* Begin *

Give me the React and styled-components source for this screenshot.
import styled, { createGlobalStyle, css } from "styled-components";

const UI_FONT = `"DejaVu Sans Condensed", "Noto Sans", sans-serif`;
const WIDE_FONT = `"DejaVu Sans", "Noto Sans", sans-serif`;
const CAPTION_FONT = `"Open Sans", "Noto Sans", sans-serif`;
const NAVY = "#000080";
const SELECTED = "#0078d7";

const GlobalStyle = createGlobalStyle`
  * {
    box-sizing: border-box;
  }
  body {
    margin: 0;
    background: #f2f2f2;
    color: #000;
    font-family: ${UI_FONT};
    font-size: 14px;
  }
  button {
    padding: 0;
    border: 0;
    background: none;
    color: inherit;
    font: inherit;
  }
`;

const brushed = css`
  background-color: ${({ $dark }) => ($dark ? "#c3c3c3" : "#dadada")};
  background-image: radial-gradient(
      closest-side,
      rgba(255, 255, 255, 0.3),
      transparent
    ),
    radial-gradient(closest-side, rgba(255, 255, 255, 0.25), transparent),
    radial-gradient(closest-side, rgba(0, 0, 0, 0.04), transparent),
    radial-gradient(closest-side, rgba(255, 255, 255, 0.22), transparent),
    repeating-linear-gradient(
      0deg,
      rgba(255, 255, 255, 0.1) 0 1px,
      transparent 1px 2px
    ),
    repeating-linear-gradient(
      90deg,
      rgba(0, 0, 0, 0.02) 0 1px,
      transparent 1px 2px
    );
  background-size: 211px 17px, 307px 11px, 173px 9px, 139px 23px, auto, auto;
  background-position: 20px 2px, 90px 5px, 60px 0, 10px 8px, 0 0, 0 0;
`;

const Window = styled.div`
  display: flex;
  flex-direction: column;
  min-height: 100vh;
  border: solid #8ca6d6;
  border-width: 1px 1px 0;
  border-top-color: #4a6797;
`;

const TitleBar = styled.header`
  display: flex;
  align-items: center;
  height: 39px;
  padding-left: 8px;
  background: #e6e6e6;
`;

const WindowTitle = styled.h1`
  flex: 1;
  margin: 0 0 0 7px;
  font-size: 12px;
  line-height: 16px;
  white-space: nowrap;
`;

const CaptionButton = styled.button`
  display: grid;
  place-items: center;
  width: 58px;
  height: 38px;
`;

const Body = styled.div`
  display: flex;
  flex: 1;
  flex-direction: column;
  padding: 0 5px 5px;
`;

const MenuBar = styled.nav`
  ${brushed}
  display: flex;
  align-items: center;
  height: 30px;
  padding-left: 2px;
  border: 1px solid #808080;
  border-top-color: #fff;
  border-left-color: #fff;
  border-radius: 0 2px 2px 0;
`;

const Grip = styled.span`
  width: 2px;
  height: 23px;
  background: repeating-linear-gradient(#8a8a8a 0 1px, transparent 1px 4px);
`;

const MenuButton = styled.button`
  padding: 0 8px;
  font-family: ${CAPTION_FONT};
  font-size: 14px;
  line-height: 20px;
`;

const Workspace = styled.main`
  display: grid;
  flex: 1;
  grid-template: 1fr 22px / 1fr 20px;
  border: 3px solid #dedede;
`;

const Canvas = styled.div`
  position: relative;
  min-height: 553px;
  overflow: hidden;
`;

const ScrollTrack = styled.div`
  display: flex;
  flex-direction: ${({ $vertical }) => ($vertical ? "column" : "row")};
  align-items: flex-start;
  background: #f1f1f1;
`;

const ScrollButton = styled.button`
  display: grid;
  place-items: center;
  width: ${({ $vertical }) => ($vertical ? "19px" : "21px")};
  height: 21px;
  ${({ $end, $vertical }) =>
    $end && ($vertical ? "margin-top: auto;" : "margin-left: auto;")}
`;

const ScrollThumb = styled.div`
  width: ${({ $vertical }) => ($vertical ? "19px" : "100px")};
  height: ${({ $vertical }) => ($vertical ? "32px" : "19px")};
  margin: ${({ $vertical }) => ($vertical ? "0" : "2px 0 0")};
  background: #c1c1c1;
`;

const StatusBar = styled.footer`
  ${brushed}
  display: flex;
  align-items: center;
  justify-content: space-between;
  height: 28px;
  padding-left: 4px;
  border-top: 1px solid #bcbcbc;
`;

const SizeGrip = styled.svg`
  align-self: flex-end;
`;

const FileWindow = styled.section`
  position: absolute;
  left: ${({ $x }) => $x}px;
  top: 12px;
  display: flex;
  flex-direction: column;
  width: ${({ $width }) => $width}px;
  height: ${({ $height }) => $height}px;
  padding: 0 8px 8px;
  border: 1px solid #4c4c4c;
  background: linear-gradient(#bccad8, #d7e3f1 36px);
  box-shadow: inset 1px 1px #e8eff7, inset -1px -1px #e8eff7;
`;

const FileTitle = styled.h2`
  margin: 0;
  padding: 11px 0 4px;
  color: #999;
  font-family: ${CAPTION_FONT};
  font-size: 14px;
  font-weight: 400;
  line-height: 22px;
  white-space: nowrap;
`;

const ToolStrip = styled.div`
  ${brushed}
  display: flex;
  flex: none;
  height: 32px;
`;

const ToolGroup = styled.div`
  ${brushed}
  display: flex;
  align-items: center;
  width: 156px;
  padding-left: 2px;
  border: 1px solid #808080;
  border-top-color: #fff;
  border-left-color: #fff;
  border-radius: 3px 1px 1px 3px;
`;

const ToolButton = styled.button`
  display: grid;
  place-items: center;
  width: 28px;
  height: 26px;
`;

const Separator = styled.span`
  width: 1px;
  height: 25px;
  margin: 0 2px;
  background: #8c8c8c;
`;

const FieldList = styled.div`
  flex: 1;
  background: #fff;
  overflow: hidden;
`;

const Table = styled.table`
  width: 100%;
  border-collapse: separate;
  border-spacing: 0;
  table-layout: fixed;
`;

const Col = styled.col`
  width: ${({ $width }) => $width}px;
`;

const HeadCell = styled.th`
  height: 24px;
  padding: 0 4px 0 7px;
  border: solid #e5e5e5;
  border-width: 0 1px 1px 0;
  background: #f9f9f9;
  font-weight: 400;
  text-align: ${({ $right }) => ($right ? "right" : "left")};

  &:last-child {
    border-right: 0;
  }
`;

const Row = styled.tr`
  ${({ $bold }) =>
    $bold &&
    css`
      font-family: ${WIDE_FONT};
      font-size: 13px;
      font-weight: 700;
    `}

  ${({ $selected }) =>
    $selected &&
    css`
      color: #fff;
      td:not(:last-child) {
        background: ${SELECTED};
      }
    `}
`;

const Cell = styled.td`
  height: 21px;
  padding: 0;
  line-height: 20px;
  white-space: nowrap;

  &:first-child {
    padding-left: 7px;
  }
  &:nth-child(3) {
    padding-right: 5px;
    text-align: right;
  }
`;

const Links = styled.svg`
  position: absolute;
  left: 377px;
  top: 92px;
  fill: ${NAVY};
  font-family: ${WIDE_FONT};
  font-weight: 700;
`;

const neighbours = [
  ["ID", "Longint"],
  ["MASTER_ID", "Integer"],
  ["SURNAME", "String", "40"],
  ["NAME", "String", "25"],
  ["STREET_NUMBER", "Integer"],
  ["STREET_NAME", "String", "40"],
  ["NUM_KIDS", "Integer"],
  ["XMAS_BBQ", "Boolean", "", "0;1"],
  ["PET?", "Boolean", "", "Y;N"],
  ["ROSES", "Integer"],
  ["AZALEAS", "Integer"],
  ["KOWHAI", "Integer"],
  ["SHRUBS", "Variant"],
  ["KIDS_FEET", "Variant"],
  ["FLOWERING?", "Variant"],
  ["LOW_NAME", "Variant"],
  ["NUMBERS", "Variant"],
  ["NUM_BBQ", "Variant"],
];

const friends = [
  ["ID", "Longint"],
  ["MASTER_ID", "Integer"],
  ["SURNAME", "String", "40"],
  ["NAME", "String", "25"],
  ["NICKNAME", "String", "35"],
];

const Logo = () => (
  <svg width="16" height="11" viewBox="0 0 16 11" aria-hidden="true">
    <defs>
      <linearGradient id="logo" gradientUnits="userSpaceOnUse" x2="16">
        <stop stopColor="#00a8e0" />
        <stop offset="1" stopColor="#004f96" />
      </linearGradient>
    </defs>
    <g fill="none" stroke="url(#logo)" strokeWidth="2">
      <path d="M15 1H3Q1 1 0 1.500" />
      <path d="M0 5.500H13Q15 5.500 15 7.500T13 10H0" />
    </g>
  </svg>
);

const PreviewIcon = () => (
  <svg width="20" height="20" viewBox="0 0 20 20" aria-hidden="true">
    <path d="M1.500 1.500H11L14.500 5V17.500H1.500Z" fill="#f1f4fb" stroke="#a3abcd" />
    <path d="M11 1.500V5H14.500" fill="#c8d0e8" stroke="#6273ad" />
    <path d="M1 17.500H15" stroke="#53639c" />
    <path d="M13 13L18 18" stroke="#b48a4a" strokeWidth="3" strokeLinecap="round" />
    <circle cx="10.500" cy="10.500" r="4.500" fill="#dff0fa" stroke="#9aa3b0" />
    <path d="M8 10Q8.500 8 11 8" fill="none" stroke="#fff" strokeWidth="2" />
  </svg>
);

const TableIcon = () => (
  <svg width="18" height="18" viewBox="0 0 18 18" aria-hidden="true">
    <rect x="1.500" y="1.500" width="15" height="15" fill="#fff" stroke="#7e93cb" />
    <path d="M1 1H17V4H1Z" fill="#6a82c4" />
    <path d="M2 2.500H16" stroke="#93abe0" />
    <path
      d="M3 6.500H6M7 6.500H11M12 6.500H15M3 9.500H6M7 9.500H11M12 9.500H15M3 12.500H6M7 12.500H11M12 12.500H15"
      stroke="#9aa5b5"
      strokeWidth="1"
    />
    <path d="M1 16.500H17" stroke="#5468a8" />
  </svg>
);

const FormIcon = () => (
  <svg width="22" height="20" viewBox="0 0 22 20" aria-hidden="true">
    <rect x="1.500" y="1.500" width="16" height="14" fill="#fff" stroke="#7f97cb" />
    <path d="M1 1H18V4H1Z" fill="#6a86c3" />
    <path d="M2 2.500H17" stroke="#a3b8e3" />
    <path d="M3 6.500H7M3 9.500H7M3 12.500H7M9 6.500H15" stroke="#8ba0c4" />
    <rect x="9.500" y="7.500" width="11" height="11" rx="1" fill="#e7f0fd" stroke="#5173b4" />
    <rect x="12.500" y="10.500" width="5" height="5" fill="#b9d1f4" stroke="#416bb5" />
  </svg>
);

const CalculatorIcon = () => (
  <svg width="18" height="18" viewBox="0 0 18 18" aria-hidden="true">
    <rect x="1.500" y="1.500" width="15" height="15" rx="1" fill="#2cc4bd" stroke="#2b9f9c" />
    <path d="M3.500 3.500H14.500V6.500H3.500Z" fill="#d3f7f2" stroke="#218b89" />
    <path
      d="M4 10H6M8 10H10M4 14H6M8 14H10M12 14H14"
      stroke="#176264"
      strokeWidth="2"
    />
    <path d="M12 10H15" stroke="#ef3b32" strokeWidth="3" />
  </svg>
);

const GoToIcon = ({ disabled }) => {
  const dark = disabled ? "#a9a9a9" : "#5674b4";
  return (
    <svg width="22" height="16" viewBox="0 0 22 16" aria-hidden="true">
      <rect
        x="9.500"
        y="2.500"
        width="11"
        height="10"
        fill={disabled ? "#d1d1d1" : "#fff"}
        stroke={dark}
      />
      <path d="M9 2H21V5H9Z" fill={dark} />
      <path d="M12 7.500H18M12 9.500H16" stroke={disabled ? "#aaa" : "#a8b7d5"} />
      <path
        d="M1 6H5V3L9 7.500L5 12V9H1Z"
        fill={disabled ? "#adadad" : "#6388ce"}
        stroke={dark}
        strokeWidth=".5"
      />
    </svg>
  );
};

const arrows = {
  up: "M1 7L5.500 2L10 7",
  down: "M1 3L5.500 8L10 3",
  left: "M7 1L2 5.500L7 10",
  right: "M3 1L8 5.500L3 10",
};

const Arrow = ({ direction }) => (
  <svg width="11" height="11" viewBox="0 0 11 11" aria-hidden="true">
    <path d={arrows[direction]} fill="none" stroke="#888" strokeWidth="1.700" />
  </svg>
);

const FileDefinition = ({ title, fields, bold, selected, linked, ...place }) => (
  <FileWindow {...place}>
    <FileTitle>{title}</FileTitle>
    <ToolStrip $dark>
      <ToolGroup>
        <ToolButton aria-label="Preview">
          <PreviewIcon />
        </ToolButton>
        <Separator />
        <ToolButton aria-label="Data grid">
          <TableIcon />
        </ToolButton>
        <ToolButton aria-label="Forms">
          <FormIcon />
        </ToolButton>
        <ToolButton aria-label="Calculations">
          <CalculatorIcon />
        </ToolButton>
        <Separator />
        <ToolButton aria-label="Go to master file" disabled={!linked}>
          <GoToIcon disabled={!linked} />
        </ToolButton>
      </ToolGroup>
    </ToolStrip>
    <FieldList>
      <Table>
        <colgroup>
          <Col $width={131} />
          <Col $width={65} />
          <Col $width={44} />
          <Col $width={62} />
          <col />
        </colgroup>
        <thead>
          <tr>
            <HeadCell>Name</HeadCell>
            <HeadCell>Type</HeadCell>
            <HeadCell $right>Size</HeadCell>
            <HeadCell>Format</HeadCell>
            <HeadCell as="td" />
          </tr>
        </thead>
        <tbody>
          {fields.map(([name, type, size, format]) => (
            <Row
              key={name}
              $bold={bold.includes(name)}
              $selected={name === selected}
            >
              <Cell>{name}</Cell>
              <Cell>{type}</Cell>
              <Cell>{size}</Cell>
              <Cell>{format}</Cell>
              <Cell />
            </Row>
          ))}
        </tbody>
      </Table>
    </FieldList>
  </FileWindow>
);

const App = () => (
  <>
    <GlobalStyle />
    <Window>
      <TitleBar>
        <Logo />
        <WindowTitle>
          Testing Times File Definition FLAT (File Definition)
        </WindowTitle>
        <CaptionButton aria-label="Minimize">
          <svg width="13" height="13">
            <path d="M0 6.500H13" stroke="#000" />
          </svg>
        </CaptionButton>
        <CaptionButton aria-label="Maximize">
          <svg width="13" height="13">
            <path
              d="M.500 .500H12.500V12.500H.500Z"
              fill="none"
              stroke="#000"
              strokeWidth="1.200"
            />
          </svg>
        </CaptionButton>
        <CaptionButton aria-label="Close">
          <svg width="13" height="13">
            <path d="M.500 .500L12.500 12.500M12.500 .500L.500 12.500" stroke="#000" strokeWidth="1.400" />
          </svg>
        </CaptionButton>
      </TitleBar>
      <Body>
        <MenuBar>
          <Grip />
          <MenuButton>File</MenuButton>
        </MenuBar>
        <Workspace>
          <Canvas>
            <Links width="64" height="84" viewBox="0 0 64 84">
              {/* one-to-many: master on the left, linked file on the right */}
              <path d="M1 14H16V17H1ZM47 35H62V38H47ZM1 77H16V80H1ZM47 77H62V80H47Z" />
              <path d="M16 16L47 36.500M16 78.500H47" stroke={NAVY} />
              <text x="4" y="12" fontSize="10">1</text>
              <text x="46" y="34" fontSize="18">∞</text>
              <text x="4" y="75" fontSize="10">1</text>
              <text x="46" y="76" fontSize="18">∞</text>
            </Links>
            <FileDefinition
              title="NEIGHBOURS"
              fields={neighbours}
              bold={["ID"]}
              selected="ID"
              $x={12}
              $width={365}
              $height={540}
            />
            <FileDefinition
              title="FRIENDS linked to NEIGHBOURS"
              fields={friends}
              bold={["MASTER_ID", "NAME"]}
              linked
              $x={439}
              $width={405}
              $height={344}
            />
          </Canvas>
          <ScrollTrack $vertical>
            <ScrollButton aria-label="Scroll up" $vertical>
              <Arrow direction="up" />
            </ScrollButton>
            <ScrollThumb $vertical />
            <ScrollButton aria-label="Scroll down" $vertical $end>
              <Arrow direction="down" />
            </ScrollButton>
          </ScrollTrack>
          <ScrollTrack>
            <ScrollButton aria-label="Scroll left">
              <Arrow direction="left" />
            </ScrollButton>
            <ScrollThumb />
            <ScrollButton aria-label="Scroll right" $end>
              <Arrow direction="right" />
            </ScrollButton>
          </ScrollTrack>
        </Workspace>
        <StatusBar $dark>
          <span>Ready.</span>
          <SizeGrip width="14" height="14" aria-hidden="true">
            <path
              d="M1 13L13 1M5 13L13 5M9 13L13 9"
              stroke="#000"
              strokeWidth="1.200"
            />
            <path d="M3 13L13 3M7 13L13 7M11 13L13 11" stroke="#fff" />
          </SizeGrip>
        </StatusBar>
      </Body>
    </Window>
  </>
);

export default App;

* End *

Required work:
Search the data for the string "components". List each line that has it.

Solution for this problem:
Give me the React and styled-components source for this screenshot.
import styled, { createGlobalStyle, css } from "styled-components";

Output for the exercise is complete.